High throughput (generally 20-150 t/h dependent on mill), high energy requirements for grinding. Ceramic ball mills are generally used (see here for more details) with a dynamic separator to recycle coarse particles.

100 t/h will normally mean using at least 100 tonnes of ceramic balls and a recycle rate of around 2/3 which means that around 300t/h of cement is going through the mill. A very large amount of energy is required to mill the cement (click here for an estimation). The finer the cement is required, the higher the recycle rate (and therefore lower the yield and throughput) and the higher the energy costs. The relationship between fineness and energy required to grind it is more likely to be exponential rather than linear.  The objective therefore is to grind as close to the coarsest size possible without going outside the limits of the specification.

Manual off-line measurements are generally taken every 2-4 hours. The measurement is generally does not have a high repeatability due to vagaries in manual sampling and operator error. At one company, the samples could be taken by any one of 20 different operators! For this reason, the process is operated relatively far from the maximum specification so as to prevent the product drifting out of specification during the time before the next sample is measured.

In going to on-line sizing, automatic continuous sampling and measurement will improve the repeatability of the size result. The measurement becomes more statistically significant as several kilograms of sample are now measured per hour, instead of a few grams every 2-4h. Laser diffraction gives much richer information on the particle size distribution than many off-line measurements, further enhancing the plant operators view of the process.  All of these benefits help to increase dramatically the confidence limits on the measurement. Now the process should always remain in specification, as alarms can sound should the product size deviate by more than a set amount. 

To improve the situation even further, automatic process control via a simple PID control loop to the classifier, or more performant MIMO controller, will further tighten the measured size parameters. In this situation, the operator then only needs to "dial-in" the product specification required, and it is the controller which will find the optimal setting.

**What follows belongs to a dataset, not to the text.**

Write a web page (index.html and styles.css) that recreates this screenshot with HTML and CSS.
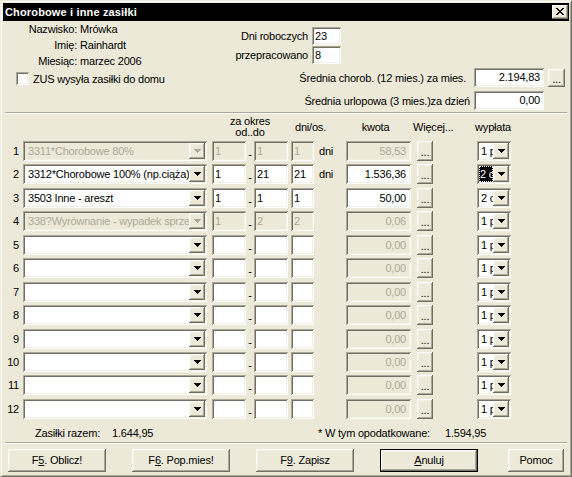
FILE: index.html
```html
<!DOCTYPE html>
<html lang="pl">
<head>
<meta charset="utf-8">
<title>Chorobowe i inne zasiłki</title>
<link rel="stylesheet" href="styles.css">
</head>
<body>
<svg class="defs" width="0" height="0">
  <symbol id="a" viewBox="0 0 7 4"><path d="M0 0h7v1h-1v1h-1v1h-1v1h-1v-1h-1v-1h-1v-1h-1z"/></symbol>
</svg>
<div class="window">
  <div class="titlebar">
    <span class="title">Chorobowe i inne zasiłki</span>
    <span class="close"><svg width="8" height="7" viewBox="0 0 8 7"><path d="M0 0h2v1H0zM6 0h2v1H6zM1 1h2v1H1zM5 1h2v1H5zM2 2h4v1H2zM3 3h2v1H3zM2 4h4v1H2zM1 5h2v1H1zM5 5h2v1H5zM0 6h2v1H0zM6 6h2v1H6z"/></svg></span>
  </div>

  <div class="head">
    <div class="person">
      <span class="lbl">Nazwisko:</span><span>Mrówka</span>
      <span class="lbl">Imię:</span><span>Rainhardt</span>
      <span class="lbl">Miesiąc:</span><span>marzec 2006</span>
    </div>
    <div class="days">
      <span class="lbl">Dni roboczych</span><span class="fld sm">23</span>
      <span class="lbl">przepracowano</span><span class="fld sm">8</span>
    </div>
    <div class="zus"><span class="check"></span><span>ZUS wysyła zasiłki do domu</span></div>
    <div class="avg">
      <span class="avg-lbl first">Średnia chorob. (12 mies.) za mies.</span>
      <span class="fld r avgf">2.194,83</span>
      <span class="btn small">...</span>
    </div>
    <div class="avg second">
      <span class="avg-lbl">Średnia urlopowa (3 mies.)za dzień</span>
      <span class="fld r avgf">0,00</span>
      <span></span>
    </div>
  </div>

  <div class="sep"></div>

  <div class="table">
    <div class="thead">
      <span class="h-okres">za okres<br>od..do</span>
      <span class="h-dnios">dni/os.</span>
      <span class="h-kwota">kwota</span>
      <span class="h-more">Więcej...</span>
      <span class="h-wyp">wypłata</span>
    </div>
    <div class="rows">
      <!-- 1 -->
      <span class="num">1</span>
      <div class="combo dis"><span class="ct">3311*Chorobowe 80%</span><span class="dd"><svg class="arr" viewBox="0 0 7 4"><use href="#a"/></svg></span></div>
      <span class="fld od dis">1</span><span class="dash">-</span><span class="fld dis">1</span>
      <span class="fld dn dis">1</span><span class="dni">dni</span>
      <span class="fld r dis">58,53</span>
      <span class="btn more">...</span>
      <div class="combo w"><span class="ct">1 p</span><span class="dd"><svg class="arr" viewBox="0 0 7 4"><use href="#a"/></svg></span></div>
      <!-- 2 -->
      <span class="num">2</span>
      <div class="combo"><span class="ct">3312*Chorobowe 100% (np.ciąża)</span><span class="dd"><svg class="arr" viewBox="0 0 7 4"><use href="#a"/></svg></span></div>
      <span class="fld od">1</span><span class="dash">-</span><span class="fld">21</span>
      <span class="fld dn">21</span><span class="dni">dni</span>
      <span class="fld r">1.536,36</span>
      <span class="btn more">...</span>
      <div class="combo w"><span class="ct"><span class="sel">2 c</span></span><span class="dd"><svg class="arr" viewBox="0 0 7 4"><use href="#a"/></svg></span></div>
      <!-- 3 -->
      <span class="num">3</span>
      <div class="combo"><span class="ct">3503 Inne - areszt</span><span class="dd"><svg class="arr" viewBox="0 0 7 4"><use href="#a"/></svg></span></div>
      <span class="fld od">1</span><span class="dash">-</span><span class="fld">1</span>
      <span class="fld dn">1</span><span class="dni"></span>
      <span class="fld r">50,00</span>
      <span class="btn more">...</span>
      <div class="combo w"><span class="ct">2 c</span><span class="dd"><svg class="arr" viewBox="0 0 7 4"><use href="#a"/></svg></span></div>
      <!-- 4 -->
      <span class="num">4</span>
      <div class="combo dis"><span class="ct">338?Wyrównanie - wypadek sprzed</span><span class="dd"><svg class="arr" viewBox="0 0 7 4"><use href="#a"/></svg></span></div>
      <span class="fld od dis">1</span><span class="dash">-</span><span class="fld dis">2</span>
      <span class="fld dn dis">2</span><span class="dni"></span>
      <span class="fld r dis">0,06</span>
      <span class="btn more">...</span>
      <div class="combo w"><span class="ct">1 p</span><span class="dd"><svg class="arr" viewBox="0 0 7 4"><use href="#a"/></svg></span></div>
      <!-- 5 -->
      <span class="num">5</span>
      <div class="combo"><span class="ct"></span><span class="dd"><svg class="arr" viewBox="0 0 7 4"><use href="#a"/></svg></span></div>
      <span class="fld od"></span><span class="dash">-</span><span class="fld"></span>
      <span class="fld dn"></span><span class="dni"></span>
      <span class="fld r dis">0,00</span>
      <span class="btn more">...</span>
      <div class="combo w"><span class="ct">1 p</span><span class="dd"><svg class="arr" viewBox="0 0 7 4"><use href="#a"/></svg></span></div>
      <!-- 6 -->
      <span class="num">6</span>
      <div class="combo"><span class="ct"></span><span class="dd"><svg class="arr" viewBox="0 0 7 4"><use href="#a"/></svg></span></div>
      <span class="fld od"></span><span class="dash">-</span><span class="fld"></span>
      <span class="fld dn"></span><span class="dni"></span>
      <span class="fld r dis">0,00</span>
      <span class="btn more">...</span>
      <div class="combo w"><span class="ct">1 p</span><span class="dd"><svg class="arr" viewBox="0 0 7 4"><use href="#a"/></svg></span></div>
      <!-- 7 -->
      <span class="num">7</span>
      <div class="combo"><span class="ct"></span><span class="dd"><svg class="arr" viewBox="0 0 7 4"><use href="#a"/></svg></span></div>
      <span class="fld od"></span><span class="dash">-</span><span class="fld"></span>
      <span class="fld dn"></span><span class="dni"></span>
      <span class="fld r dis">0,00</span>
      <span class="btn more">...</span>
      <div class="combo w"><span class="ct">1 p</span><span class="dd"><svg class="arr" viewBox="0 0 7 4"><use href="#a"/></svg></span></div>
      <!-- 8 -->
      <span class="num">8</span>
      <div class="combo"><span class="ct"></span><span class="dd"><svg class="arr" viewBox="0 0 7 4"><use href="#a"/></svg></span></div>
      <span class="fld od"></span><span class="dash">-</span><span class="fld"></span>
      <span class="fld dn"></span><span class="dni"></span>
      <span class="fld r dis">0,00</span>
      <span class="btn more">...</span>
      <div class="combo w"><span class="ct">1 p</span><span class="dd"><svg class="arr" viewBox="0 0 7 4"><use href="#a"/></svg></span></div>
      <!-- 9 -->
      <span class="num">9</span>
      <div class="combo"><span class="ct"></span><span class="dd"><svg class="arr" viewBox="0 0 7 4"><use href="#a"/></svg></span></div>
      <span class="fld od"></span><span class="dash">-</span><span class="fld"></span>
      <span class="fld dn"></span><span class="dni"></span>
      <span class="fld r dis">0,00</span>
      <span class="btn more">...</span>
      <div class="combo w"><span class="ct">1 p</span><span class="dd"><svg class="arr" viewBox="0 0 7 4"><use href="#a"/></svg></span></div>
      <!-- 10 -->
      <span class="num">10</span>
      <div class="combo"><span class="ct"></span><span class="dd"><svg class="arr" viewBox="0 0 7 4"><use href="#a"/></svg></span></div>
      <span class="fld od"></span><span class="dash">-</span><span class="fld"></span>
      <span class="fld dn"></span><span class="dni"></span>
      <span class="fld r dis">0,00</span>
      <span class="btn more">...</span>
      <div class="combo w"><span class="ct">1 p</span><span class="dd"><svg class="arr" viewBox="0 0 7 4"><use href="#a"/></svg></span></div>
      <!-- 11 -->
      <span class="num">11</span>
      <div class="combo"><span class="ct"></span><span class="dd"><svg class="arr" viewBox="0 0 7 4"><use href="#a"/></svg></span></div>
      <span class="fld od"></span><span class="dash">-</span><span class="fld"></span>
      <span class="fld dn"></span><span class="dni"></span>
      <span class="fld r dis">0,00</span>
      <span class="btn more">...</span>
      <div class="combo w"><span class="ct">1 p</span><span class="dd"><svg class="arr" viewBox="0 0 7 4"><use href="#a"/></svg></span></div>
      <!-- 12 -->
      <span class="num">12</span>
      <div class="combo"><span class="ct"></span><span class="dd"><svg class="arr" viewBox="0 0 7 4"><use href="#a"/></svg></span></div>
      <span class="fld od"></span><span class="dash">-</span><span class="fld"></span>
      <span class="fld dn"></span><span class="dni"></span>
      <span class="fld r dis">0,00</span>
      <span class="btn more">...</span>
      <div class="combo w"><span class="ct">1 p</span><span class="dd"><svg class="arr" viewBox="0 0 7 4"><use href="#a"/></svg></span></div>
    </div>
  </div>

  <div class="totals">
    <span class="t1"><span>Zasiłki razem:</span><span>1.644,95</span></span>
    <span class="t2"><span>* W tym opodatkowane:</span><span>1.594,95</span></span>
  </div>

  <div class="sep"></div>

  <div class="buttons">
    <span class="btn big">F<u>5</u>. Oblicz!</span>
    <span class="btn big">F<u>6</u>. Pop.mies!</span>
    <span class="btn big">F<u>9</u>. Zapisz</span>
    <span class="btn big default"><u>A</u>nuluj</span>
    <span class="btn help">Pomoc</span>
  </div>
</div>
</body>
</html>
```

FILE: styles.css
```css
* { box-sizing: border-box; }
html, body { margin: 0; padding: 0; }
body {
  font-family: "Liberation Sans", Arial, sans-serif;
  font-size: 11px;
  letter-spacing: -0.2px;
  color: #000;
  background: #ECE9D8;
}
.defs { position: absolute; width: 0; height: 0; overflow: hidden; }

.window {
  width: 572px;
  height: 477px;
  background: #ECE9D8;
  border: 1px solid;
  border-color: #ECE9D8 #716F64 #716F64 #ECE9D8;
  box-shadow: inset 1px 1px #fff, inset -1px -1px #ACA899;
  padding: 2px;
  display: flex;
  flex-direction: column;
}

/* title bar */
.titlebar {
  height: 18px;
  flex: none;
  background: #000;
  color: #fff;
  display: flex;
  align-items: center;
  justify-content: space-between;
  padding: 0 1px 0 2px;
}
.title { font-weight: bold; letter-spacing: 0.15px; }
.close {
  width: 16px;
  height: 14px;
  background: #ECE9D8;
  box-shadow: inset -1px -1px #716F64, inset 1px 1px #fff, inset -2px -2px #ACA899, inset 2px 2px #F1EFE2;
  display: flex;
  align-items: center;
  justify-content: center;
  padding-bottom: 1px;
}
.close svg { display: block; fill: #000; }

/* 3D styles */
.fld, .combo, .check {
  background: #fff;
  box-shadow: inset 1px 1px #ACA899, inset -1px -1px #fff, inset 2px 2px #716F64, inset -2px -2px #F1EFE2;
}
.btn, .dd {
  background: #ECE9D8;
  box-shadow: inset -1px -1px #716F64, inset 1px 1px #fff, inset -2px -2px #ACA899, inset 2px 2px #F1EFE2;
}
.dis, .combo.dis .ct { background: #ECE9D8; color: #ACA899; }

/* head */
.head {
  display: grid;
  grid-template-columns: 225px 1fr;
  flex: none;
}
.person {
  display: grid;
  grid-template-columns: 74px auto;
  column-gap: 3px;
  line-height: 16px;
  height: 48px;
}
.lbl { text-align: right; white-space: nowrap; }
.days {
  padding-top: 6px;
  display: grid;
  grid-template-columns: 80px 29px;
  grid-auto-rows: 18px;
  column-gap: 4px;
  row-gap: 1px;
  align-items: center;
}
.fld {
  display: block;
  height: 20px;
  line-height: 20px;
  padding: 0 3px;
  white-space: nowrap;
  overflow: hidden;
}
.fld.sm { height: 18px; line-height: 18px; }
.fld.r { text-align: right; padding-right: 5px; }

.zus {
  display: flex;
  align-items: center;
  gap: 4px;
  padding-left: 13px;
  margin-top: 1px;
}
.check { width: 13px; height: 13px; display: block; }

.avg {
  justify-self: end;
  margin-top: -1px;
  display: grid;
  grid-template-columns: auto 70px 17px;
  column-gap: 4px;
  align-items: center;
  padding-right: 4px;
}
.avg.second { grid-column: 2; margin-top: 4px; }
.avg-lbl { text-align: right; white-space: nowrap; }
.avg-lbl.first { margin-right: 4px; }
.fld.avgf { height: 19px; line-height: 19px; padding-right: 4px; }
.btn.small {
  height: 18px;
  text-align: center;
  line-height: 20px;
}

.sep {
  flex: none;
  height: 2px;
  border-top: 1px solid #ACA899;
  border-bottom: 1px solid #fff;
  margin: 2px 2px 0;
}

/* table */
.table { padding-left: 1px; flex: none; }
.thead, .rows {
  display: grid;
  grid-template-columns: 16px 187px 39px 8px 34px 26px 32px 65px 22px 78px;
}
.thead {
  margin-top: 2px;
  height: 22px;
  margin-bottom: 3px;
  line-height: 11px;
  white-space: nowrap;
}
.thead > span { align-self: center; }
.h-okres { grid-column: 3 / 6; text-align: center; padding-left: 5px; align-self: start !important; }
.h-dnios { grid-column: 6; padding-left: 7px; }
.h-kwota { grid-column: 8; text-align: center; padding-right: 6px; }
.h-more { grid-column: 9; padding-left: 2px; }
.h-wyp { grid-column: 10; text-align: right; }

.rows {
  grid-auto-rows: 20px;
  row-gap: 3.45px;
}
.num { text-align: right; padding-right: 1px; line-height: 20px; }
.combo {
  width: 184px;
  height: 20px;
  justify-self: end;
  display: flex;
  padding: 2px;
}
.combo.w { width: 34px; }
.ct {
  flex: 1;
  min-width: 0;
  overflow: hidden;
  white-space: nowrap;
  padding-left: 3px;
  line-height: 16px;
  background: #fff;
}
.combo.w .ct { padding-left: 2px; }
.dd {
  flex: none;
  width: 16px;
  height: 16px;
  display: flex;
  align-items: center;
  justify-content: center;
}
.arr { width: 7px; height: 4px; display: block; fill: #000; }
.combo.dis .arr { fill: #ACA899; }
.sel {
  display: block;
  height: 16px;
  background: #000;
  color: #fff;
  outline: 1px dotted #ECE9D8;
  outline-offset: -1px;
  padding-left: 1px;
  margin-left: -2px;
}
.fld.od { width: 34px; justify-self: end; }
.fld.dn { width: 23px; justify-self: end; }
.dash { text-align: center; align-self: end; line-height: 13px; }
.dni { padding-left: 5px; line-height: 20px; }
.btn.more {
  width: 16px;
  justify-self: end;
  text-align: center;
  line-height: 22px;
}

/* totals & buttons */
.totals {
  flex: none;
  display: flex;
  margin-top: 7px;
  line-height: 14px;
  padding-left: 32px;
}
.t1 { width: 283px; display: flex; gap: 12px; }
.t2 { display: flex; gap: 15px; }

.buttons {
  flex: none;
  display: flex;
  gap: 26px;
  padding-left: 5px;
  margin-top: 5px;
}
.btn.big, .btn.help {
  width: 98px;
  height: 23px;
  display: flex;
  align-items: center;
  justify-content: center;
}
.btn.help { width: 56px; margin-left: 4px; }
.btn.default { border: 1px solid #000; }
u { text-decoration: underline; text-underline-offset: 1px; }
```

If you are now using on-line sizing, perhaps coupled with automatic process control, why stay so far away from the specification limit. Your process won't drift in the same way a manually monitored process might. With on-line sizing, manufacturers can now afford to sail closer to the wind and grind closer to the maximum specification. Although this will coarsen the product, the product will always stay in specification and give a much more consistent product with much less batch-to-batch variation. The overgrinding will be significantly minimized, leading to higher throughputs and lower energy requirements.